Executive Summary
Manufacturing leaders rarely struggle because systems exist; they struggle because systems do not move information at the speed, quality and context the business requires. Production planning, procurement, inventory, quality, maintenance, logistics, finance and customer commitments all depend on coordinated data flows. Middleware integration becomes the control layer that turns disconnected applications into an operating model. In manufacturing, that means orchestrating orders, bills of materials, work orders, machine signals, stock movements, supplier updates and financial postings without creating brittle point-to-point dependencies.

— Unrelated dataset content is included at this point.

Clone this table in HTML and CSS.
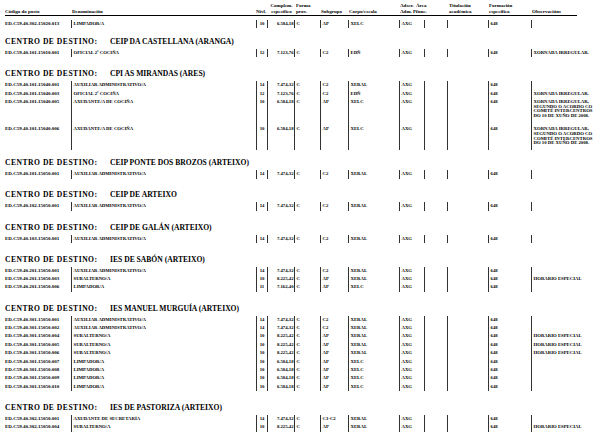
FILE: index.html
```html
<!DOCTYPE html>
<html lang="gl">
<head>
<meta charset="utf-8">
<title>Relación de postos</title>
<link rel="stylesheet" href="styles.css">
</head>
<body>
<div class="page">
  <div class="head">
    <div class="h"><span>Código do posto</span></div>
    <div class="h"><span>Denominación</span></div>
    <div class="h"><span>Nivl.</span></div>
    <div class="h hc"><span>Complem.</span><span>específico</span></div>
    <div class="h"><span>Forma</span><span>prov.</span></div>
    <div class="h"><span>Subgrupo</span></div>
    <div class="h"><span>Corpo/escala</span></div>
    <div class="h"><span>Adscr.</span><span>Adm. P.</span></div>
    <div class="h"><span>Área</span><span>func.</span></div>
    <div class="h"><span>Titulación</span><span>académica</span></div>
    <div class="h"><span>Formación</span><span>específica</span></div>
    <div class="h"><span>Observacións</span></div>
  </div>

  <div class="rows first">
    <div class="row"><div class="code">ED.C59.40.302.15020.013</div><div class="c">LIMPADOR/A</div><div class="c niv">10</div><div class="c cmp">6.584,18</div><div class="c">C</div><div class="c">AP</div><div class="c">XELC</div><div class="c">AXG</div><div class="c"></div><div class="c"></div><div class="c">648</div><div class="c"></div></div>
  </div>

  <section class="sec s1">
    <div class="title"><span class="lbl">CENTRO DE DESTINO:</span><span>CEIP DA CASTELLANA (ARANGA)</span></div>
    <div class="row"><div class="code">ED.C59.40.101.15010.001</div><div class="c">OFICIAL 2ª COCIÑA</div><div class="c niv">12</div><div class="c cmp">7.123,76</div><div class="c">C</div><div class="c">C2</div><div class="c">EDÑ</div><div class="c">AXG</div><div class="c"></div><div class="c"></div><div class="c">648</div><div class="c">XORNADA IRREGULAR.</div></div>
  </section>

  <section class="sec">
    <div class="title"><span class="lbl">CENTRO DE DESTINO:</span><span>CPI AS MIRANDAS (ARES)</span></div>
    <div class="row"><div class="code">ED.C59.40.101.15040.001</div><div class="c">AUXILIAR ADMINISTRATIVO/A</div><div class="c niv">14</div><div class="c cmp">7.474,32</div><div class="c">C</div><div class="c">C2</div><div class="c">XERAL</div><div class="c">AXG</div><div class="c"></div><div class="c"></div><div class="c">648</div><div class="c"></div></div>
    <div class="row"><div class="code">ED.C59.40.101.15040.003</div><div class="c">OFICIAL 2ª COCIÑA</div><div class="c niv">12</div><div class="c cmp">7.123,76</div><div class="c">C</div><div class="c">C2</div><div class="c">EDÑ</div><div class="c">AXG</div><div class="c"></div><div class="c"></div><div class="c">648</div><div class="c">XORNADA IRREGULAR.</div></div>
    <div class="row tall"><div class="code">ED.C59.40.101.15040.005</div><div class="c">AXUDANTE/A DE COCIÑA</div><div class="c niv">10</div><div class="c cmp">6.584,18</div><div class="c">C</div><div class="c">AP</div><div class="c">XELC</div><div class="c">AXG</div><div class="c"></div><div class="c"></div><div class="c">648</div><div class="c multi">XORNADA IRREGULAR,<br>SEGUNDO O ACORDO CO<br>COMITÉ INTERCENTROS<br>DO 10 DE XUÑO DE 2008.</div></div>
    <div class="row tall last"><div class="code">ED.C59.40.101.15040.006</div><div class="c">AXUDANTE/A DE COCIÑA</div><div class="c niv">10</div><div class="c cmp">6.584,18</div><div class="c">C</div><div class="c">AP</div><div class="c">XELC</div><div class="c">AXG</div><div class="c"></div><div class="c"></div><div class="c">648</div><div class="c multi">XORNADA IRREGULAR,<br>SEGUNDO O ACORDO CO<br>COMITÉ INTERCENTROS<br>DO 10 DE XUÑO DE 2008.</div></div>
  </section>

  <section class="sec tight">
    <div class="title"><span class="lbl">CENTRO DE DESTINO:</span><span>CEIP PONTE DOS BROZOS (ARTEIXO)</span></div>
    <div class="row"><div class="code">ED.C59.40.101.15050.001</div><div class="c">AUXILIAR ADMINISTRATIVO/A</div><div class="c niv">14</div><div class="c cmp">7.474,32</div><div class="c">C</div><div class="c">C2</div><div class="c">XERAL</div><div class="c">AXG</div><div class="c"></div><div class="c"></div><div class="c">648</div><div class="c"></div></div>
  </section>

  <section class="sec">
    <div class="title"><span class="lbl">CENTRO DE DESTINO:</span><span>CEIP DE ARTEIXO</span></div>
    <div class="row"><div class="code">ED.C59.40.102.15050.001</div><div class="c">AUXILIAR ADMINISTRATIVO/A</div><div class="c niv">14</div><div class="c cmp">7.474,32</div><div class="c">C</div><div class="c">C2</div><div class="c">XERAL</div><div class="c">AXG</div><div class="c"></div><div class="c"></div><div class="c">648</div><div class="c"></div></div>
  </section>

  <section class="sec">
    <div class="title"><span class="lbl">CENTRO DE DESTINO:</span><span>CEIP DE GALÁN (ARTEIXO)</span></div>
    <div class="row"><div class="code">ED.C59.40.103.15050.001</div><div class="c">AUXILIAR ADMINISTRATIVO/A</div><div class="c niv">14</div><div class="c cmp">7.474,32</div><div class="c">C</div><div class="c">C2</div><div class="c">XERAL</div><div class="c">AXG</div><div class="c"></div><div class="c"></div><div class="c">648</div><div class="c"></div></div>
  </section>

  <section class="sec">
    <div class="title"><span class="lbl">CENTRO DE DESTINO:</span><span>IES DE SABÓN (ARTEIXO)</span></div>
    <div class="row"><div class="code">ED.C59.40.201.15050.001</div><div class="c">AUXILIAR ADMINISTRATIVO/A</div><div class="c niv">14</div><div class="c cmp">7.474,32</div><div class="c">C</div><div class="c">C2</div><div class="c">XERAL</div><div class="c">AXG</div><div class="c"></div><div class="c"></div><div class="c">648</div><div class="c"></div></div>
    <div class="row"><div class="code">ED.C59.40.201.15050.003</div><div class="c">SUBALTERNO/A</div><div class="c niv">10</div><div class="c cmp">8.225,42</div><div class="c">C</div><div class="c">AP</div><div class="c">XERAL</div><div class="c">AXG</div><div class="c"></div><div class="c"></div><div class="c">648</div><div class="c">HORARIO ESPECIAL</div></div>
    <div class="row"><div class="code">ED.C59.40.201.15050.006</div><div class="c">LIMPADOR/A</div><div class="c niv">11</div><div class="c cmp">7.162,40</div><div class="c">C</div><div class="c">AP</div><div class="c">XELC</div><div class="c">AXG</div><div class="c"></div><div class="c"></div><div class="c">648</div><div class="c"></div></div>
  </section>

  <section class="sec">
    <div class="title"><span class="lbl">CENTRO DE DESTINO:</span><span>IES MANUEL MURGUÍA (ARTEIXO)</span></div>
    <div class="row"><div class="code">ED.C59.40.301.15050.001</div><div class="c">AUXILIAR ADMINISTRATIVO/A</div><div class="c niv">14</div><div class="c cmp">7.474,32</div><div class="c">C</div><div class="c">C2</div><div class="c">XERAL</div><div class="c">AXG</div><div class="c"></div><div class="c"></div><div class="c">648</div><div class="c"></div></div>
    <div class="row"><div class="code">ED.C59.40.301.15050.002</div><div class="c">AUXILIAR ADMINISTRATIVO/A</div><div class="c niv">14</div><div class="c cmp">7.474,32</div><div class="c">C</div><div class="c">C2</div><div class="c">XERAL</div><div class="c">AXG</div><div class="c"></div><div class="c"></div><div class="c">648</div><div class="c"></div></div>
    <div class="row"><div class="code">ED.C59.40.301.15050.004</div><div class="c">SUBALTERNO/A</div><div class="c niv">10</div><div class="c cmp">8.225,42</div><div class="c">C</div><div class="c">AP</div><div class="c">XERAL</div><div class="c">AXG</div><div class="c"></div><div class="c"></div><div class="c">648</div><div class="c">HORARIO ESPECIAL</div></div>
    <div class="row"><div class="code">ED.C59.40.301.15050.005</div><div class="c">SUBALTERNO/A</div><div class="c niv">10</div><div class="c cmp">8.225,42</div><div class="c">C</div><div class="c">AP</div><div class="c">XERAL</div><div class="c">AXG</div><div class="c"></div><div class="c"></div><div class="c">648</div><div class="c">HORARIO ESPECIAL</div></div>
    <div class="row"><div class="code">ED.C59.40.301.15050.006</div><div class="c">SUBALTERNO/A</div><div class="c niv">10</div><div class="c cmp">8.225,42</div><div class="c">C</div><div class="c">AP</div><div class="c">XERAL</div><div class="c">AXG</div><div class="c"></div><div class="c"></div><div class="c">648</div><div class="c">HORARIO ESPECIAL</div></div>
    <div class="row"><div class="code">ED.C59.40.301.15050.007</div><div class="c">LIMPADOR/A</div><div class="c niv">10</div><div class="c cmp">6.584,18</div><div class="c">C</div><div class="c">AP</div><div class="c">XELC</div><div class="c">AXG</div><div class="c"></div><div class="c"></div><div class="c">648</div><div class="c"></div></div>
    <div class="row"><div class="code">ED.C59.40.301.15050.008</div><div class="c">LIMPADOR/A</div><div class="c niv">10</div><div class="c cmp">6.584,18</div><div class="c">C</div><div class="c">AP</div><div class="c">XELC</div><div class="c">AXG</div><div class="c"></div><div class="c"></div><div class="c">648</div><div class="c"></div></div>
    <div class="row"><div class="code">ED.C59.40.301.15050.009</div><div class="c">LIMPADOR/A</div><div class="c niv">10</div><div class="c cmp">6.584,18</div><div class="c">C</div><div class="c">AP</div><div class="c">XELC</div><div class="c">AXG</div><div class="c"></div><div class="c"></div><div class="c">648</div><div class="c"></div></div>
    <div class="row"><div class="code">ED.C59.40.301.15050.010</div><div class="c">LIMPADOR/A</div><div class="c niv">10</div><div class="c cmp">6.584,18</div><div class="c">C</div><div class="c">AP</div><div class="c">XELC</div><div class="c">AXG</div><div class="c"></div><div class="c"></div><div class="c">648</div><div class="c"></div></div>
  </section>

  <section class="sec">
    <div class="title"><span class="lbl">CENTRO DE DESTINO:</span><span>IES DE PASTORIZA (ARTEIXO)</span></div>
    <div class="row"><div class="code">ED.C59.40.302.15050.001</div><div class="c">AXUDANTE DE SECRETARÍA</div><div class="c niv">14</div><div class="c cmp">7.474,32</div><div class="c">C</div><div class="c">C1-C2</div><div class="c">XERAL</div><div class="c">AXG</div><div class="c"></div><div class="c"></div><div class="c">648</div><div class="c"></div></div>
    <div class="row"><div class="code">ED.C59.40.302.15050.004</div><div class="c">SUBALTERNO/A</div><div class="c niv">10</div><div class="c cmp">8.225,42</div><div class="c">C</div><div class="c">AP</div><div class="c">XERAL</div><div class="c">AXG</div><div class="c"></div><div class="c"></div><div class="c">648</div><div class="c">HORARIO ESPECIAL</div></div>
  </section>
</div>
</body>
</html>
```
FILE: styles.css
```css
html, body {
  margin: 0;
  padding: 0;
  background: #fff;
}
body {
  font-family: "Liberation Serif", "Times New Roman", serif;
  font-weight: bold;
  color: #000;
  overflow: hidden;
}
.page {
  padding-left: 5px;
}
.head {
  display: grid;
  grid-template-columns: 67px 184px 11px 29px 25px 28px 51px 16px 33px 40px 43px 45px;
  width: 572px;
  padding-top: 3px;
  height: 12px;
  border-bottom: 1px solid #000;
  font-size: 5px;
  line-height: 6px;
}
.h {
  display: flex;
  flex-direction: column;
  justify-content: flex-end;
  white-space: nowrap;
}
.hc {
  align-items: center;
}
.rows.first {
  margin-top: 4px;
}
.row {
  display: grid;
  grid-template-columns: 66px 185px 11px 27px 26px 28px 51px 25px 23px 41px 43px 54px;
  height: 8.4px;
  font-size: 4.75px;
  line-height: 8.4px;
}
.row.tall {
  height: 27.4px;
}
.row.tall.last {
  height: 25px;
}
.code {
  font-size: 5px;
  white-space: nowrap;
}
.c {
  border-left: 1px solid #333;
  padding-left: 1.5px;
  white-space: nowrap;
}
.niv {
  text-align: center;
  padding-left: 0;
}
.cmp {
  text-align: right;
  padding-left: 0;
  padding-right: 0.5px;
}
.multi {
  line-height: 4.7px;
  padding-top: 1.85px;
}
.sec {
  margin-top: 11.8px;
}
.sec.s1 {
  margin-top: 8.6px;
}
.sec.tight {
  margin-top: 7.8px;
}
.title {
  display: flex;
  height: 10px;
  line-height: 10px;
  font-size: 7.6px;
  margin-bottom: 2px;
  white-space: nowrap;
}
.title .lbl {
  width: 105px;
  letter-spacing: 0.5px;
}
```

A strong manufacturing ERP middleware integration strategy is not just an IT modernization exercise. It is a business resilience decision. It reduces latency between operational events and management action, improves traceability, supports plant-to-enterprise interoperability and creates a governed path for scaling acquisitions, new plants, contract manufacturing, eCommerce, field service and supplier collaboration. For organizations using Odoo or evaluating it as part of a broader ERP landscape, middleware can help connect Odoo Manufacturing, Inventory, Purchase, Quality, Maintenance, Accounting and related applications with MES, WMS, PLM, CRM, EDI, carrier, BI and cloud platforms in a controlled way.
Why manufacturing data orchestration fails without middleware discipline
Manufacturing environments generate a mix of synchronous and asynchronous transactions. Some interactions require immediate confirmation, such as pricing, inventory availability or shipment status. Others are better handled through queued processing, such as production event ingestion, supplier acknowledgements, quality records or nightly financial reconciliation. Problems emerge when enterprises treat all integrations the same. Direct API calls may work for a small footprint, but they often become fragile when plants, partners and cloud services multiply.

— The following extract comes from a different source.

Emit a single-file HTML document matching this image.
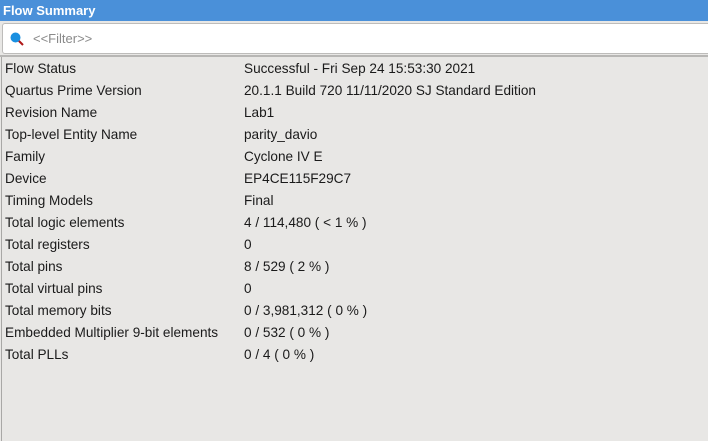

The most common failure pattern is architectural inconsistency. One team uses REST APIs, another relies on file drops, a third builds custom scripts, and a fourth introduces webhooks without governance. The result is duplicate logic, unclear ownership, inconsistent master data and limited observability. In manufacturing, these issues quickly become operational risks: delayed material availability, inaccurate work order status, poor lot traceability, invoice mismatches and planning decisions based on stale data.
- Point-to-point integrations that are difficult to scale across plants, business units and acquired entities
- Inconsistent master data for items, suppliers, routings, units of measure and customer records
- Lack of event handling for production exceptions, quality holds and maintenance alerts
- Weak governance around API versioning, identity, access control and change management
- Limited monitoring, logging and alerting, which delays root-cause analysis during disruptions
What an enterprise-grade integration architecture should accomplish
An enterprise-grade architecture should separate business orchestration from application-specific connectivity. That distinction matters. Connectivity answers how systems exchange data. Orchestration answers how the business process should behave when events occur, exceptions arise or approvals are required. Middleware, whether implemented through an Enterprise Service Bus, an iPaaS platform, a workflow engine or a hybrid integration stack, should provide a governed layer for transformation, routing, policy enforcement and process coordination.

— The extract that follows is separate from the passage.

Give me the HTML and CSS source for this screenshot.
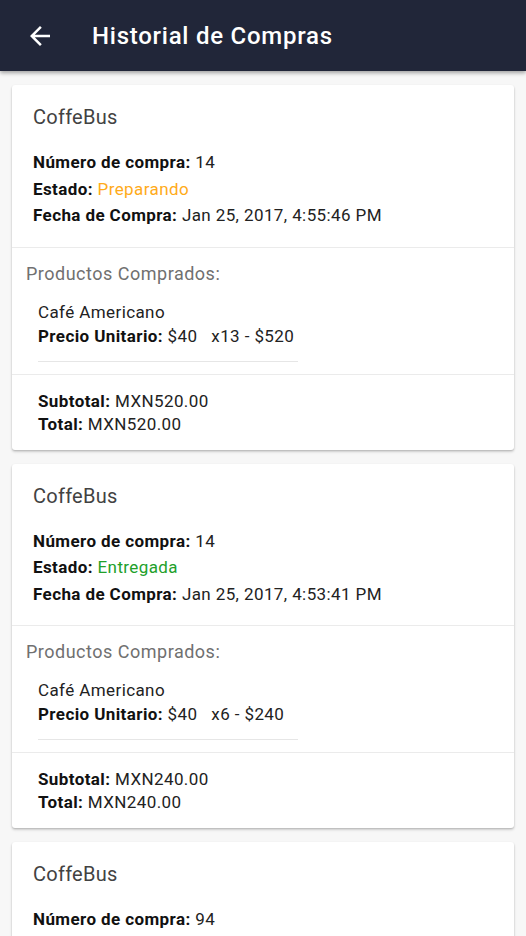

For manufacturing, the architecture should support API-first design for reusable services, event-driven patterns for operational responsiveness and batch pipelines for cost-efficient bulk synchronization. REST APIs remain the default for broad interoperability. GraphQL can add value where multiple downstream consumers need flexible access to product, order or inventory views without excessive endpoint proliferation. Webhooks are useful for near-real-time notifications, especially when Odoo or adjacent SaaS platforms need to trigger downstream workflows. XML-RPC and JSON-RPC may still be relevant in Odoo environments where they provide stable access to business objects, but they should be governed as part of the broader API lifecycle rather than treated as isolated technical shortcuts.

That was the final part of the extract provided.